Can't ignore fire season restrictions
Authorities don't yet know whether it was deliberately set or accidentally set, but it is clear the wild fire that has been burning north of Yuma for days was not the result of natural causes.
The U.S. Bureau of Land Management is seeking help from the public to identify the individual or individuals who may have caused the destructive fire that has so far burned more than 700 acres in the Mittry Lake and Laguna Dam areas. The agency is offering a $10,000 reward for information. Those with information can call 1-800-47-ARSON.
Ironically, the fire was ignited only days after the bureau announced fire restrictions were in place across southern Arizona, including the Yuma area. Such restrictions are not unusual this time of year when new brush growth encouraged by spring rainfall begins to dry out.
The dry vegetation burns easily and rapidly. In the case of the current fire, the situation has been made even worse by strong periodic winds which drive the flames and make it difficult for firefighters to bring the fire under control. It may still be days before the fire is fully out and firefighters can leave.

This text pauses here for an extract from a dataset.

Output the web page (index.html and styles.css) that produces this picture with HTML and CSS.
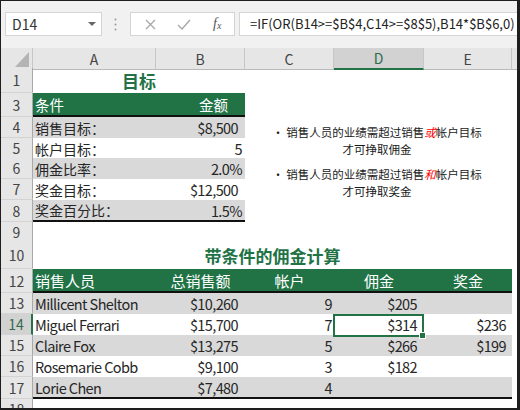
FILE: index.html
```html
<!DOCTYPE html>
<html lang="zh-CN">
<head>
<meta charset="utf-8">
<title>佣金计算</title>
<link rel="stylesheet" href="styles.css">
</head>
<body>
<div class="frame">
  <div class="fbar">
    <div class="namebox"><span>D14</span>
      <svg class="caret" width="8" height="4" viewBox="0 0 8 4"><path d="M0 0H8L4 4Z" fill="#666"/></svg>
    </div>
    <svg class="dots" width="3" height="13" viewBox="0 0 3 13"><circle cx="1.5" cy="1.5" r="1" fill="#9a9a9a"/><circle cx="1.5" cy="6.5" r="1" fill="#9a9a9a"/><circle cx="1.5" cy="11.5" r="1" fill="#9a9a9a"/></svg>
    <div class="fxbox">
      <svg class="ic-x" width="11" height="11" viewBox="0 0 11 11"><path d="M1 1L10 10M10 1L1 10" stroke="#a8a8a8" stroke-width="1.3" fill="none"/></svg>
      <svg class="ic-ok" width="14" height="11" viewBox="0 0 14 11"><path d="M1 6L5 10L13 1" stroke="#a8a8a8" stroke-width="1.4" fill="none"/></svg>
      <span class="fx">f<sub>x</sub></span>
    </div>
    <div class="formula">=IF(OR(B14&gt;=$B$4,C14&gt;=$8$5),B14*$B$6,0)</div>
  </div>

  <div class="sheet">
    <div class="row r-ch">
      <div class="corner"><svg width="14" height="15" viewBox="0 0 14 15"><path d="M14 0V15H0Z" fill="#b4b4b4"/></svg></div>
      <div class="ch">A</div><div class="ch">B</div><div class="ch">C</div><div class="ch ch-sel">D</div><div class="ch">E</div><div class="ch ch-end"></div>
    </div>

    <div class="row r-25">
      <div class="rh">1</div>
      <div class="c title span2">目标</div>
    </div>
    <div class="row r-24">
      <div class="rh">3</div>
      <div class="c head bb">条件</div>
      <div class="c head bb hright pr17">金额</div>
    </div>
    <div class="row r-21">
      <div class="rh">4</div>
      <div class="c g">销售目标：</div>
      <div class="c g num pr7">$8,500</div>
    </div>
    <div class="row r-20">
      <div class="rh">5</div>
      <div class="c">帐户目标：</div>
      <div class="c num pr3">5</div>
    </div>
    <div class="row r-21">
      <div class="rh">6</div>
      <div class="c g">佣金比率：</div>
      <div class="c g num pr3">2.0%</div>
    </div>
    <div class="row r-21">
      <div class="rh">7</div>
      <div class="c">奖金目标：</div>
      <div class="c num pr7">$12,500</div>
    </div>
    <div class="row r-22">
      <div class="rh">8</div>
      <div class="c g bb">奖金百分比：</div>
      <div class="c g bb num pr3">1.5%</div>
    </div>
    <div class="row r-20">
      <div class="rh">9</div>
    </div>
    <div class="row r-27">
      <div class="rh">10</div>
      <div class="c title span5">带条件的佣金计算</div>
    </div>
    <div class="row r-24">
      <div class="rh">12</div>
      <div class="c head2 bb">销售人员</div>
      <div class="c head2 bb center">总销售额</div>
      <div class="c head2 bb center">帐户</div>
      <div class="c head2 bb center">佣金</div>
      <div class="c head2 bb center">奖金</div>
    </div>
    <div class="row r-21">
      <div class="rh">13</div>
      <div class="c g lat">Millicent Shelton</div>
      <div class="c g num pr7">$10,260</div>
      <div class="c g num pr2">9</div>
      <div class="c g num pr7">$205</div>
      <div class="c g num pr6"></div>
    </div>
    <div class="row r-21">
      <div class="rh rh-sel">14</div>
      <div class="c lat">Miguel Ferrari</div>
      <div class="c num pr7">$15,700</div>
      <div class="c num pr2">7</div>
      <div class="c num pr7 active">$314</div>
      <div class="c num pr6">$236</div>
    </div>
    <div class="row r-21">
      <div class="rh">15</div>
      <div class="c g lat">Claire Fox</div>
      <div class="c g num pr7">$13,275</div>
      <div class="c g num pr2">5</div>
      <div class="c g num pr7">$266</div>
      <div class="c g num pr6">$199</div>
    </div>
    <div class="row r-21">
      <div class="rh">16</div>
      <div class="c lat">Rosemarie Cobb</div>
      <div class="c num pr7">$9,100</div>
      <div class="c num pr2">3</div>
      <div class="c num pr7">$182</div>
      <div class="c num pr6"></div>
    </div>
    <div class="row r-22">
      <div class="rh">17</div>
      <div class="c g bb lat">Lorie Chen</div>
      <div class="c g bb num pr7">$7,480</div>
      <div class="c g bb num pr2">4</div>
      <div class="c g bb num pr7"></div>
      <div class="c g bb num pr6"></div>
    </div>
    <div class="row r-20">
      <div class="rh">18</div>
    </div>

    <div class="note">
      <p>• 销售人员的业绩需超过销售<em>或</em>帐户目标<br>才可挣取佣金</p>
      <p>• 销售人员的业绩需超过销售<em>和</em>帐户目标<br>才可挣取奖金</p>
    </div>
  </div>
</div>
</body>
</html>
```

FILE: styles.css
```css
html, body {
  margin: 0;
  padding: 0;
  background: #fff;
}

.frame {
  width: 520px;
  height: 410px;
  box-sizing: border-box;
  border-style: solid;
  border-color: #1e1e1e;
  border-width: 1px 3px 2px 1px;
  overflow: hidden;
  position: relative;
  background: #fff;
  font-family: "Noto Sans CJK SC", "Noto Sans", sans-serif;
  color: #262626;
}

/* formula bar */
.fbar {
  height: 47px;
  box-sizing: border-box;
  background: #f1f1f1;
  display: flex;
  align-items: flex-start;
  padding: 11px 0 0 4px;
}

.namebox {
  width: 97px;
  height: 24px;
  box-sizing: border-box;
  border: 1px solid #d4d4d4;
  background: #fff;
  display: flex;
  align-items: center;
  justify-content: space-between;
  padding: 0 5px 0 6px;
  font-size: 14px;
  color: #333;
}

.dots {
  margin: 6px 0 0 12px;
}

.fxbox {
  margin-left: 13px;
  width: 105px;
  height: 24px;
  box-sizing: border-box;
  border: 1px solid #d4d4d4;
  background: #fff;
  display: flex;
  align-items: center;
  padding-left: 14px;
}

.ic-ok {
  margin-left: 21px;
}

.fx {
  margin-left: 22px;
  font-family: "Liberation Serif", serif;
  font-style: italic;
  font-size: 14px;
  color: #555;
  line-height: 1;
}

.fx sub {
  font-size: 10px;
  vertical-align: -1px;
}

.formula {
  margin-left: 4px;
  flex: 1;
  height: 24px;
  box-sizing: border-box;
  border: 1px solid #d4d4d4;
  border-right: none;
  background: #fff;
  padding-left: 10px;
  font-size: 13px;
  line-height: 22px;
  color: #222;
  white-space: nowrap;
  overflow: hidden;
}

/* sheet */
.sheet {
  position: relative;
}

.row {
  display: grid;
  grid-template-columns: 32px 123px 89px 89px 90px 88px 1fr;
}

.r-ch { height: 20px; }
.r-20 { height: 20px; }
.r-21 { height: 21px; }
.r-22 { height: 22px; }
.r-24 { height: 24px; }
.r-25 { height: 25px; }
.r-27 { height: 27px; }

.corner {
  background: #e6e6e6;
  border-right: 1px solid #c6c6c6;
  border-bottom: 1px solid #b9b9b9;
  box-sizing: border-box;
  display: flex;
  align-items: flex-end;
  justify-content: flex-end;
  padding: 0 3px 2px 0;
}

.ch {
  background: #e6e6e6;
  border-right: 1px solid #c6c6c6;
  border-bottom: 1px solid #b9b9b9;
  box-sizing: border-box;
  display: flex;
  align-items: center;
  justify-content: center;
  font-size: 14px;
  color: #444;
}

.ch-sel {
  background: #d2d2d2;
  border-bottom: 2px solid #217346;
  color: #2f6b4c;
}

.ch-end {
  border-right: none;
}

.rh {
  grid-column: 1;
  background: #e6e6e6;
  border-right: 1px solid #a9a9a9;
  border-bottom: 1px solid #d3d3d3;
  box-sizing: border-box;
  display: flex;
  align-items: center;
  justify-content: center;
  font-size: 14px;
  color: #444;
}

.rh-sel {
  background: #d2d2d2;
  border-right: 2px solid #217346;
  color: #2f6b4c;
}

.c {
  box-sizing: border-box;
  display: flex;
  align-items: center;
  padding-left: 2px;
  font-size: 14px;
  white-space: nowrap;
  overflow: hidden;
}

.lat,
.num {
  font-size: 14.5px;
  letter-spacing: -0.6px;
}

.num { justify-content: flex-end; padding-left: 0; }
.hright { justify-content: flex-end; padding-left: 0; }
.center { justify-content: center; padding-left: 0; }
.pr2 { padding-right: 2px; }
.pr3 { padding-right: 3px; }
.pr6 { padding-right: 6px; }
.pr7 { padding-right: 7px; }
.pr17 { padding-right: 17px; }

.g { background: #d9d9d9; }
.bb { border-bottom: 2px solid #111; }

.span2 { grid-column: 2 / span 2; }
.span5 { grid-column: 2 / span 5; }

.title {
  justify-content: center;
  padding-left: 0;
  font-weight: bold;
  font-size: 17px;
  color: #217346;
}

.head {
  background: #217346;
  color: #fff;
  font-size: 14.5px;
}

.head2 {
  background: #217346;
  color: #fff;
  font-size: 15px;
}

.active {
  position: relative;
  overflow: visible;
}

.active::after {
  content: "";
  position: absolute;
  left: -1px;
  top: 0;
  right: 0;
  bottom: -2px;
  border: 2px solid #217346;
}

.active::before {
  content: "";
  position: absolute;
  right: -2px;
  bottom: -4px;
  width: 5px;
  height: 5px;
  background: #217346;
  border: 1px solid #fff;
  z-index: 2;
}

/* text box */
.note {
  position: absolute;
  left: 264px;
  top: 76px;
  width: 224px;
  text-align: center;
  font-size: 11.5px;
  line-height: 17px;
  color: #1a1a1a;
}

.note p {
  margin: 0 0 8px;
}

.note em {
  color: #ff0000;
  font-style: italic;
}
```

Some people take fire restrictions casually, dismissing them as routine precautions. They may think it really isn't necessary to avoid open fires, smoking and other potential causes for accidental fires. It is this thinking that can accidentally cause serious wild fires.
And a few people, tragically, think it is fun to set fires. Dangerous fire conditions can be an incentive for them.
It may be some time before we know which was the case in this fire.
In either instance, the result is destruction of public and private property, untold hours of backbreaking effort by firefighters and potential injury or death.
It is definitely not something to be taken lightly.